Apocalyptic Visions:
Scrolls Surviving a Fearful Age
Detail panel, Scroll II, 26"x104", 1983-87
Watercolor, gold leaf and ink on paper with silk paper and wood.
© Alice Dubiel

Artist Statement
Alice Dubiel

I believe that the Western landscape tradition effectively distances the viewer (who is characteristically middle and upper class) from the outdoors and other people. Works such as Virgil's evocation of country life in The Georgics or the landscape paintings of Poussin are the product of both rising imperialism and an urban society. The allure of "simple country life" and its cult of authenticity draws present-day middle class Americans to wilderness preservation as much as to suburbia. We can reclaim our cities and make them livable first by acknowledging our rage, our desire to escape the banality and oppression of our lives. By offering resources for viewers, I want to support efforts at dynamic urban solutions to the perceived agricultural crisis. (The Landscape Tale, from "Agriculture: An Alchemical Treatise," an installation exhibited at 911 Media Arts Center, Seattle, 1994.)

Biography

Alice Dubiel lives and works in Seattle, Washington.
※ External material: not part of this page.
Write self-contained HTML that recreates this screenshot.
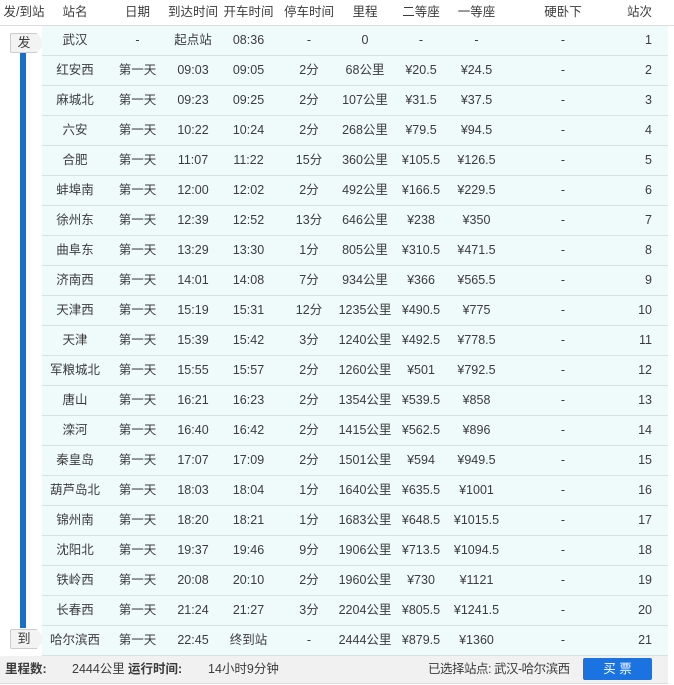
<!DOCTYPE html><html><head><meta charset="utf-8"><style>
body{margin:0;width:674px;height:685px;background:#fff;font-family:"Liberation Sans","Noto Sans CJK SC",sans-serif;font-size:12.5px;color:#3c3c3c;position:relative;overflow:hidden}
.hd{position:absolute;top:0;left:0;width:674px;height:25px;border-bottom:1px solid #ddd}
.r{position:absolute;left:42px;width:626px;height:29px;background:#effafa;border-bottom:1px solid #d9e2e2}
.c{position:absolute;top:0;line-height:29px;text-align:center;white-space:nowrap}
.hd .c{line-height:24px}
.c1{left:3px;width:60px}.c2{left:68px;width:55px}.c3{left:123px;width:56px}.c4{left:179px;width:55px}.c5{left:239px;width:56px}.c6{left:295px;width:56px}.c7{left:351px;width:56px}.c8{left:407px;width:55px}.c9{left:488px;width:66px}.c10{left:560px;width:50px;text-align:right}
.hd .c1{left:45px}.hd .c2{left:110px}.hd .c3{left:165px}.hd .c4{left:221px}.hd .c5{left:281px}.hd .c6{left:337px}.hd .c7{left:393px}.hd .c8{left:449px}.hd .c9{left:530px}.hd .c10{left:602px}
.bar{position:absolute;left:20px;top:50px;width:6px;height:578px;background:#1a6fc6}
.bd{position:absolute;left:10px;width:26px;height:18px;background:#f3f3f3;border:1px solid #ccc;border-right:none;border-radius:2px 0 0 2px;line-height:18px;text-align:center;font-size:13px}
.bd:after{content:"";position:absolute;right:-8px;top:-1px;border-left:8px solid #f3f3f3;border-top:10px solid transparent;border-bottom:10px solid transparent}
.ft{position:absolute;top:656px;left:0;width:668px;height:27px;background:#f1f1f1;border-bottom:1px solid #ddd;line-height:27px}
</style></head><body>
<div class="hd"><span class="c" style="left:0;width:48px">发/到站</span><span class="c c1">站名</span><span class="c c2">日期</span><span class="c c3">到达时间</span><span class="c c4">开车时间</span><span class="c c5">停车时间</span><span class="c c6">里程</span><span class="c c7">二等座</span><span class="c c8">一等座</span><span class="c c9">硬卧下</span><span class="c c10">站次</span></div>
<div class="bar"></div>
<div class="bd" style="top:33px">发</div>
<div class="bd" style="top:629px">到</div>
<div class="r" style="top:26px"><span class="c c1">武汉</span><span class="c c2">-</span><span class="c c3">起点站</span><span class="c c4">08:36</span><span class="c c5">-</span><span class="c c6">0</span><span class="c c7">-</span><span class="c c8">-</span><span class="c c9">-</span><span class="c c10">1</span></div>
<div class="r" style="top:56px"><span class="c c1">红安西</span><span class="c c2">第一天</span><span class="c c3">09:03</span><span class="c c4">09:05</span><span class="c c5">2分</span><span class="c c6">68公里</span><span class="c c7">¥20.5</span><span class="c c8">¥24.5</span><span class="c c9">-</span><span class="c c10">2</span></div>
<div class="r" style="top:86px"><span class="c c1">麻城北</span><span class="c c2">第一天</span><span class="c c3">09:23</span><span class="c c4">09:25</span><span class="c c5">2分</span><span class="c c6">107公里</span><span class="c c7">¥31.5</span><span class="c c8">¥37.5</span><span class="c c9">-</span><span class="c c10">3</span></div>
<div class="r" style="top:116px"><span class="c c1">六安</span><span class="c c2">第一天</span><span class="c c3">10:22</span><span class="c c4">10:24</span><span class="c c5">2分</span><span class="c c6">268公里</span><span class="c c7">¥79.5</span><span class="c c8">¥94.5</span><span class="c c9">-</span><span class="c c10">4</span></div>
<div class="r" style="top:146px"><span class="c c1">合肥</span><span class="c c2">第一天</span><span class="c c3">11:07</span><span class="c c4">11:22</span><span class="c c5">15分</span><span class="c c6">360公里</span><span class="c c7">¥105.5</span><span class="c c8">¥126.5</span><span class="c c9">-</span><span class="c c10">5</span></div>
<div class="r" style="top:176px"><span class="c c1">蚌埠南</span><span class="c c2">第一天</span><span class="c c3">12:00</span><span class="c c4">12:02</span><span class="c c5">2分</span><span class="c c6">492公里</span><span class="c c7">¥166.5</span><span class="c c8">¥229.5</span><span class="c c9">-</span><span class="c c10">6</span></div>
<div class="r" style="top:206px"><span class="c c1">徐州东</span><span class="c c2">第一天</span><span class="c c3">12:39</span><span class="c c4">12:52</span><span class="c c5">13分</span><span class="c c6">646公里</span><span class="c c7">¥238</span><span class="c c8">¥350</span><span class="c c9">-</span><span class="c c10">7</span></div>
<div class="r" style="top:236px"><span class="c c1">曲阜东</span><span class="c c2">第一天</span><span class="c c3">13:29</span><span class="c c4">13:30</span><span class="c c5">1分</span><span class="c c6">805公里</span><span class="c c7">¥310.5</span><span class="c c8">¥471.5</span><span class="c c9">-</span><span class="c c10">8</span></div>
<div class="r" style="top:266px"><span class="c c1">济南西</span><span class="c c2">第一天</span><span class="c c3">14:01</span><span class="c c4">14:08</span><span class="c c5">7分</span><span class="c c6">934公里</span><span class="c c7">¥366</span><span class="c c8">¥565.5</span><span class="c c9">-</span><span class="c c10">9</span></div>
<div class="r" style="top:296px"><span class="c c1">天津西</span><span class="c c2">第一天</span><span class="c c3">15:19</span><span class="c c4">15:31</span><span class="c c5">12分</span><span class="c c6">1235公里</span><span class="c c7">¥490.5</span><span class="c c8">¥775</span><span class="c c9">-</span><span class="c c10">10</span></div>
<div class="r" style="top:326px"><span class="c c1">天津</span><span class="c c2">第一天</span><span class="c c3">15:39</span><span class="c c4">15:42</span><span class="c c5">3分</span><span class="c c6">1240公里</span><span class="c c7">¥492.5</span><span class="c c8">¥778.5</span><span class="c c9">-</span><span class="c c10">11</span></div>
<div class="r" style="top:356px"><span class="c c1">军粮城北</span><span class="c c2">第一天</span><span class="c c3">15:55</span><span class="c c4">15:57</span><span class="c c5">2分</span><span class="c c6">1260公里</span><span class="c c7">¥501</span><span class="c c8">¥792.5</span><span class="c c9">-</span><span class="c c10">12</span></div>
<div class="r" style="top:386px"><span class="c c1">唐山</span><span class="c c2">第一天</span><span class="c c3">16:21</span><span class="c c4">16:23</span><span class="c c5">2分</span><span class="c c6">1354公里</span><span class="c c7">¥539.5</span><span class="c c8">¥858</span><span class="c c9">-</span><span class="c c10">13</span></div>
<div class="r" style="top:416px"><span class="c c1">滦河</span><span class="c c2">第一天</span><span class="c c3">16:40</span><span class="c c4">16:42</span><span class="c c5">2分</span><span class="c c6">1415公里</span><span class="c c7">¥562.5</span><span class="c c8">¥896</span><span class="c c9">-</span><span class="c c10">14</span></div>
<div class="r" style="top:446px"><span class="c c1">秦皇岛</span><span class="c c2">第一天</span><span class="c c3">17:07</span><span class="c c4">17:09</span><span class="c c5">2分</span><span class="c c6">1501公里</span><span class="c c7">¥594</span><span class="c c8">¥949.5</span><span class="c c9">-</span><span class="c c10">15</span></div>
<div class="r" style="top:476px"><span class="c c1">葫芦岛北</span><span class="c c2">第一天</span><span class="c c3">18:03</span><span class="c c4">18:04</span><span class="c c5">1分</span><span class="c c6">1640公里</span><span class="c c7">¥635.5</span><span class="c c8">¥1001</span><span class="c c9">-</span><span class="c c10">16</span></div>
<div class="r" style="top:506px"><span class="c c1">锦州南</span><span class="c c2">第一天</span><span class="c c3">18:20</span><span class="c c4">18:21</span><span class="c c5">1分</span><span class="c c6">1683公里</span><span class="c c7">¥648.5</span><span class="c c8">¥1015.5</span><span class="c c9">-</span><span class="c c10">17</span></div>
<div class="r" style="top:536px"><span class="c c1">沈阳北</span><span class="c c2">第一天</span><span class="c c3">19:37</span><span class="c c4">19:46</span><span class="c c5">9分</span><span class="c c6">1906公里</span><span class="c c7">¥713.5</span><span class="c c8">¥1094.5</span><span class="c c9">-</span><span class="c c10">18</span></div>
<div class="r" style="top:566px"><span class="c c1">铁岭西</span><span class="c c2">第一天</span><span class="c c3">20:08</span><span class="c c4">20:10</span><span class="c c5">2分</span><span class="c c6">1960公里</span><span class="c c7">¥730</span><span class="c c8">¥1121</span><span class="c c9">-</span><span class="c c10">19</span></div>
<div class="r" style="top:596px"><span class="c c1">长春西</span><span class="c c2">第一天</span><span class="c c3">21:24</span><span class="c c4">21:27</span><span class="c c5">3分</span><span class="c c6">2204公里</span><span class="c c7">¥805.5</span><span class="c c8">¥1241.5</span><span class="c c9">-</span><span class="c c10">20</span></div>
<div class="r" style="top:626px"><span class="c c1">哈尔滨西</span><span class="c c2">第一天</span><span class="c c3">22:45</span><span class="c c4">终到站</span><span class="c c5">-</span><span class="c c6">2444公里</span><span class="c c7">¥879.5</span><span class="c c8">¥1360</span><span class="c c9">-</span><span class="c c10">21</span></div>
<div class="ft">
<span style="position:absolute;left:5px;font-weight:bold">里程数:</span>
<span style="position:absolute;left:72px">2444公里</span>
<span style="position:absolute;left:128px;font-weight:bold">运行时间:</span>
<span style="position:absolute;left:208px">14小时9分钟</span>
<span style="position:absolute;left:428px;letter-spacing:-0.5px">已选择站点: 武汉-哈尔滨西</span>
<span style="position:absolute;left:583px;top:2px;width:69px;height:22px;line-height:22px;background:#1a73e0;color:#fff;text-align:center;border-radius:2px">买 票</span>
</div>
</body></html>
She has exhibited nationally and especially throughout the Pacific states during the past 17 years. Born in Berkeley, California, she received a master's in painting from San Jose State University and a BA in English literature from the University of California at Santa Cruz. She pursued graduate literature studies in critical theory at the University of California at Irvine. She has taught both English and art at a number of schools including Santa Monica College and the University of California at Irvine. In addition, Dubiel has received funds from the National Endowment for the Humanities for research on women's performance art.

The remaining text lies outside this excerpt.